At the same time, that also sheds light on Trump’s recent decision to supply the H200 Nvidia chip to China, because then that is basically losing leverage on critical minerals. The second point is on the upcoming summit. I entirely agree with Minister Ahn. The scenario that I worry about as it relates to Korea is that Trump will cut some sort of deal that again staves off any critical minerals pressure from China for another year or until the next summit, in return for some market access and some agricultural products.

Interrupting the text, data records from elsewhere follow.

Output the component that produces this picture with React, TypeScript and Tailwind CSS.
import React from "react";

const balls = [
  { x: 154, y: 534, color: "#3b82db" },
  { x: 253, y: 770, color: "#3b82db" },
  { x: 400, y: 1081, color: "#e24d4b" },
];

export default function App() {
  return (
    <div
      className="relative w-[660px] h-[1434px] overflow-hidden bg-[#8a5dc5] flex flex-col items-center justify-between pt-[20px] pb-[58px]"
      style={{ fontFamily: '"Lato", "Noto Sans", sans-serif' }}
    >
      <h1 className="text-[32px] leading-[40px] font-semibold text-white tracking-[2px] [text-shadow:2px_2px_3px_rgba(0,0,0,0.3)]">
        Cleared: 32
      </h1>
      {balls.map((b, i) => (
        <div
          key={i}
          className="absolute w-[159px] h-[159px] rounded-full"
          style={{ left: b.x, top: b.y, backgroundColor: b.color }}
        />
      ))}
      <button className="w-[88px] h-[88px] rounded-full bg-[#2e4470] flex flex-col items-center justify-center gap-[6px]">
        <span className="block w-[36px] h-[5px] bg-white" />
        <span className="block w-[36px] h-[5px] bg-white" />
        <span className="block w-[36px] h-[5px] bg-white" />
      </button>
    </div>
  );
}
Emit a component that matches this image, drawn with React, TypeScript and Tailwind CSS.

But, if at the same time, it does nothing for South Korea, and then China moves on to an economic coercion campaign against Korea with regard to the nuclear submarine deal with the United States—we saw early evidence of this right after the U.S.-South Korea shipbuilding agreement, where China threatened five U.S. subsidiaries of Hanwha Ocean—a truce between Trump and Xi would not help Seoul. So, for me, it’s entirely possible that, at some point, China will enact some sort of economic coercion campaign. And it could be unannounced and very subtle, perhaps on some form of critical minerals, to put pressure on the Lee government to step away from the nuclear submarine deal. China would not put pressure on the United States, but it would instead pressure South Korea. That would be a very bad scenario.